Workday Illuminate AI deserves specific attention in post-go-live governance. As Workday progressively moves advanced AI capabilities to premium add-on licensing — typically priced at approximately 5% of ACV — each new AI feature adoption decision is also a procurement decision. Organisations without a clear AI adoption governance process risk accumulating Illuminate add-on commitments that were not budgeted in the original contract model.

Five Actions to Strengthen Your Governance Today

1. Establish steering committee charter before mobilisation: Define the committee membership, meeting cadence, spending authority thresholds, and change order approval process before the implementation partner mobilises. Do not let governance design be rushed by implementation timeline pressures.
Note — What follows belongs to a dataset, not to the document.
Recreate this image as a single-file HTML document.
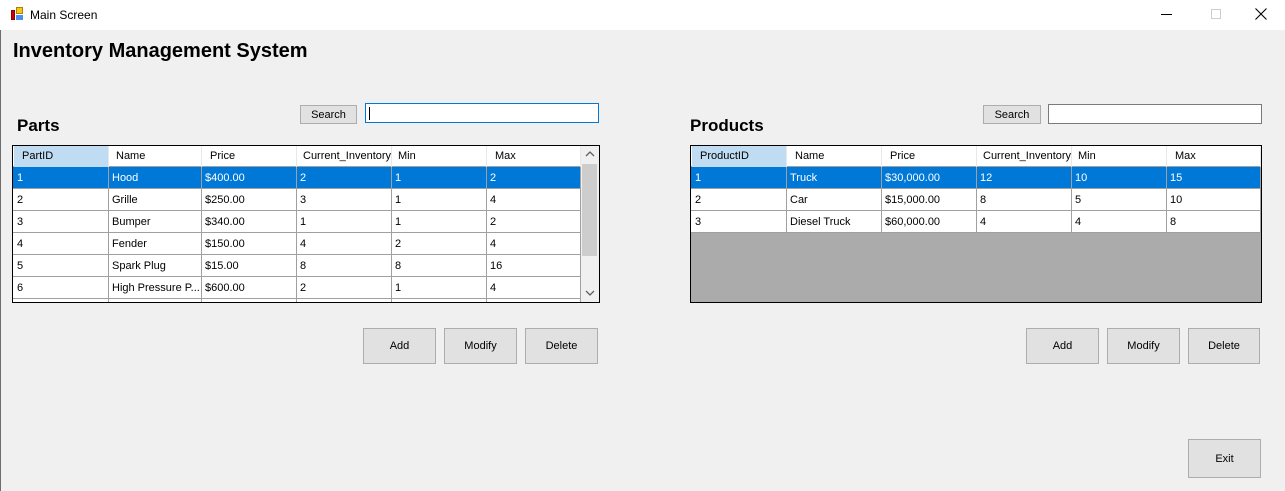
<!DOCTYPE html>
<html><head><meta charset="utf-8"><style>
*{margin:0;padding:0;box-sizing:border-box}
body{width:1285px;height:491px;background:#f0f0f0;font-family:"Liberation Sans",sans-serif;font-size:11px;color:#000;position:relative;overflow:hidden}
.a{position:absolute}
.btn{position:absolute;background:#e1e1e1;border:1px solid #adadad;display:flex;align-items:center;justify-content:center;font-size:11px}
.grid{position:absolute;border:1px solid #000;background:#fff;overflow:hidden}
.row{position:absolute;left:0;height:22px;border-bottom:1px solid #a0a0a0;width:100%}
.c{position:absolute;top:0;height:22px;border-right:1px solid #a0a0a0;padding:5px 0 0 3px;white-space:nowrap;overflow:hidden}
.h .c{padding-top:4px;padding-left:8px;border-right:1px solid #e8e8e8}
.sel{background:#0078d7;color:#fff}
.tb{position:absolute;background:#fff;border:1px solid #7a7a7a}
</style></head><body>
<div class="a" style="left:0;top:0;width:1285px;height:30px;background:#fff"></div>
<div class="a" style="left:0;top:30px;width:1px;height:461px;background:#6d6d6d"></div>
<div class="a" style="left:11px;top:10px;width:4px;height:10px;background:#c00;border:1px solid #800"></div>
<div class="a" style="left:16px;top:7px;width:7px;height:7px;background:#f5c518;border:1px solid #b08000"></div>
<div class="a" style="left:16px;top:15px;width:7px;height:5px;background:#4a8ff0"></div>
<div class="a" style="left:30px;top:8px;font-size:12px">Main Screen</div>
<div class="a" style="left:1161px;top:14px;width:11px;height:1px;background:#000"></div>
<div class="a" style="left:1211px;top:9px;width:10px;height:10px;border:1px solid #ccc"></div>
<svg class="a" style="left:1255px;top:8px" width="12" height="12"><path d="M0.5 0.5L11.5 11.5M11.5 0.5L0.5 11.5" stroke="#000" stroke-width="1.1"/></svg>
<div class="a" style="left:13px;top:40px;font-size:20px;font-weight:bold">Inventory Management System</div>
<div class="a" style="left:17px;top:116px;font-size:17px;font-weight:bold">Parts</div>
<div class="a" style="left:690px;top:116px;font-size:17px;font-weight:bold">Products</div>
<div class="btn" style="left:300px;top:105px;width:57px;height:19px">Search</div>
<div class="tb" style="left:365px;top:103px;width:234px;height:20px;border-color:#0078d7"><div class="a" style="left:3px;top:3px;width:1px;height:13px;background:#000"></div></div>
<div class="btn" style="left:983px;top:105px;width:58px;height:19px">Search</div>
<div class="tb" style="left:1048px;top:104px;width:214px;height:20px"></div>

<div class="grid" style="left:12px;top:145px;width:588px;height:158px">
 <div class="row h" style="top:0;height:21px;border-bottom:1px solid #a0a0a0">
  <div class="c" style="left:1px;width:95px;background:#bfdcf3">PartID</div><div class="c" style="left:96px;width:93px;padding-left:7px">Name</div><div class="c" style="left:189px;width:95px">Price</div><div class="c" style="left:284px;width:95px;padding-left:6px">Current_Inventory</div><div class="c" style="left:379px;width:95px;padding-left:6px">Min</div><div class="c" style="left:474px;width:94px">Max</div>
 </div>
 <div class="row sel" style="top:21px"><div class="c" style="left:1px;width:95px">1</div><div class="c" style="left:96px;width:93px">Hood</div><div class="c" style="left:189px;width:95px">$400.00</div><div class="c" style="left:284px;width:95px">2</div><div class="c" style="left:379px;width:95px">1</div><div class="c" style="left:474px;width:94px">2</div></div>
 <div class="row" style="top:43px"><div class="c" style="left:1px;width:95px">2</div><div class="c" style="left:96px;width:93px">Grille</div><div class="c" style="left:189px;width:95px">$250.00</div><div class="c" style="left:284px;width:95px">3</div><div class="c" style="left:379px;width:95px">1</div><div class="c" style="left:474px;width:94px">4</div></div>
 <div class="row" style="top:65px"><div class="c" style="left:1px;width:95px">3</div><div class="c" style="left:96px;width:93px">Bumper</div><div class="c" style="left:189px;width:95px">$340.00</div><div class="c" style="left:284px;width:95px">1</div><div class="c" style="left:379px;width:95px">1</div><div class="c" style="left:474px;width:94px">2</div></div>
 <div class="row" style="top:87px"><div class="c" style="left:1px;width:95px">4</div><div class="c" style="left:96px;width:93px">Fender</div><div class="c" style="left:189px;width:95px">$150.00</div><div class="c" style="left:284px;width:95px">4</div><div class="c" style="left:379px;width:95px">2</div><div class="c" style="left:474px;width:94px">4</div></div>
 <div class="row" style="top:109px"><div class="c" style="left:1px;width:95px">5</div><div class="c" style="left:96px;width:93px">Spark Plug</div><div class="c" style="left:189px;width:95px">$15.00</div><div class="c" style="left:284px;width:95px">8</div><div class="c" style="left:379px;width:95px">8</div><div class="c" style="left:474px;width:94px">16</div></div>
 <div class="row" style="top:131px"><div class="c" style="left:1px;width:95px">6</div><div class="c" style="left:96px;width:93px">High Pressure P...</div><div class="c" style="left:189px;width:95px">$600.00</div><div class="c" style="left:284px;width:95px">2</div><div class="c" style="left:379px;width:95px">1</div><div class="c" style="left:474px;width:94px">4</div></div>
 <div class="row" style="top:153px"><div class="c" style="left:1px;width:95px"></div><div class="c" style="left:96px;width:93px"></div><div class="c" style="left:189px;width:95px"></div><div class="c" style="left:284px;width:95px"></div><div class="c" style="left:379px;width:95px"></div><div class="c" style="left:474px;width:94px"></div></div>
 <div class="a" style="left:568px;top:0;width:18px;height:156px;background:#f0f0f0">
  <svg class="a" style="left:4px;top:5px" width="10" height="6"><path d="M1 5L5 1L9 5" stroke="#606060" stroke-width="1.3" fill="none"/></svg>
  <div class="a" style="left:1px;top:18px;width:15px;height:92px;background:#cdcdcd"></div>
  <svg class="a" style="left:4px;top:144px" width="10" height="6"><path d="M1 1L5 5L9 1" stroke="#606060" stroke-width="1.3" fill="none"/></svg>
 </div>
</div>

<div class="grid" style="left:690px;top:145px;width:572px;height:158px;background:#ababab">
 <div class="row h" style="top:0;height:21px;background:#fff">
  <div class="c" style="left:1px;width:95px;background:#bfdcf3">ProductID</div><div class="c" style="left:96px;width:95px">Name</div><div class="c" style="left:191px;width:95px">Price</div><div class="c" style="left:286px;width:95px;padding-left:6px">Current_Inventory</div><div class="c" style="left:381px;width:95px;padding-left:6px">Min</div><div class="c" style="left:476px;width:94px">Max</div>
 </div>
 <div class="row sel" style="top:21px"><div class="c" style="left:1px;width:95px">1</div><div class="c" style="left:96px;width:95px">Truck</div><div class="c" style="left:191px;width:95px">$30,000.00</div><div class="c" style="left:286px;width:95px">12</div><div class="c" style="left:381px;width:95px">10</div><div class="c" style="left:476px;width:94px">15</div></div>
 <div class="row" style="top:43px;background:#fff"><div class="c" style="left:1px;width:95px">2</div><div class="c" style="left:96px;width:95px">Car</div><div class="c" style="left:191px;width:95px">$15,000.00</div><div class="c" style="left:286px;width:95px">8</div><div class="c" style="left:381px;width:95px">5</div><div class="c" style="left:476px;width:94px">10</div></div>
 <div class="row" style="top:65px;background:#fff"><div class="c" style="left:1px;width:95px">3</div><div class="c" style="left:96px;width:95px">Diesel Truck</div><div class="c" style="left:191px;width:95px">$60,000.00</div><div class="c" style="left:286px;width:95px">4</div><div class="c" style="left:381px;width:95px">4</div><div class="c" style="left:476px;width:94px">8</div></div>
</div>

<div class="btn" style="left:363px;top:328px;width:73px;height:36px">Add</div>
<div class="btn" style="left:444px;top:328px;width:73px;height:36px">Modify</div>
<div class="btn" style="left:525px;top:328px;width:73px;height:36px">Delete</div>
<div class="btn" style="left:1026px;top:328px;width:73px;height:36px">Add</div>
<div class="btn" style="left:1107px;top:328px;width:73px;height:36px">Modify</div>
<div class="btn" style="left:1188px;top:328px;width:72px;height:36px">Delete</div>
<div class="btn" style="left:1188px;top:439px;width:73px;height:39px">Exit</div>
</body></html>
2. Commission an independent implementation cost review: Before accepting the implementation partner's statement of work and fee schedule, commission an independent review to validate scope completeness, benchmark fees against comparable projects, and identify contingency requirements. Organisations that engage independent advisors are statistically nearly 50% more likely to complete implementations on time and on budget.

3. Separate fixed-fee from T&M elements: Require the implementation partner to price every deliverable on a fixed-fee basis where possible, reserving T&M for genuinely undefined scope. Establish a Not-to-Exceed ceiling for all T&M work.

4. Build the escalator into the five-year TCO model: Present the full five-year total cost of ownership — subscription at contracted escalator rates, implementation amortised, integration maintenance, ongoing professional services — as the primary approval document for board or CFO sign-off. Year-one headline cost is not an adequate basis for multi-year investment decisions.

5. Engage specialist advisory for contract and renewal governance: Workday contract terms, escalator negotiation, and implementation governance are specialist disciplines. A vendor-neutral advisory firm with deep Workday contract experience provides the independent oversight and benchmarking context that internal procurement teams and implementation partners cannot replicate.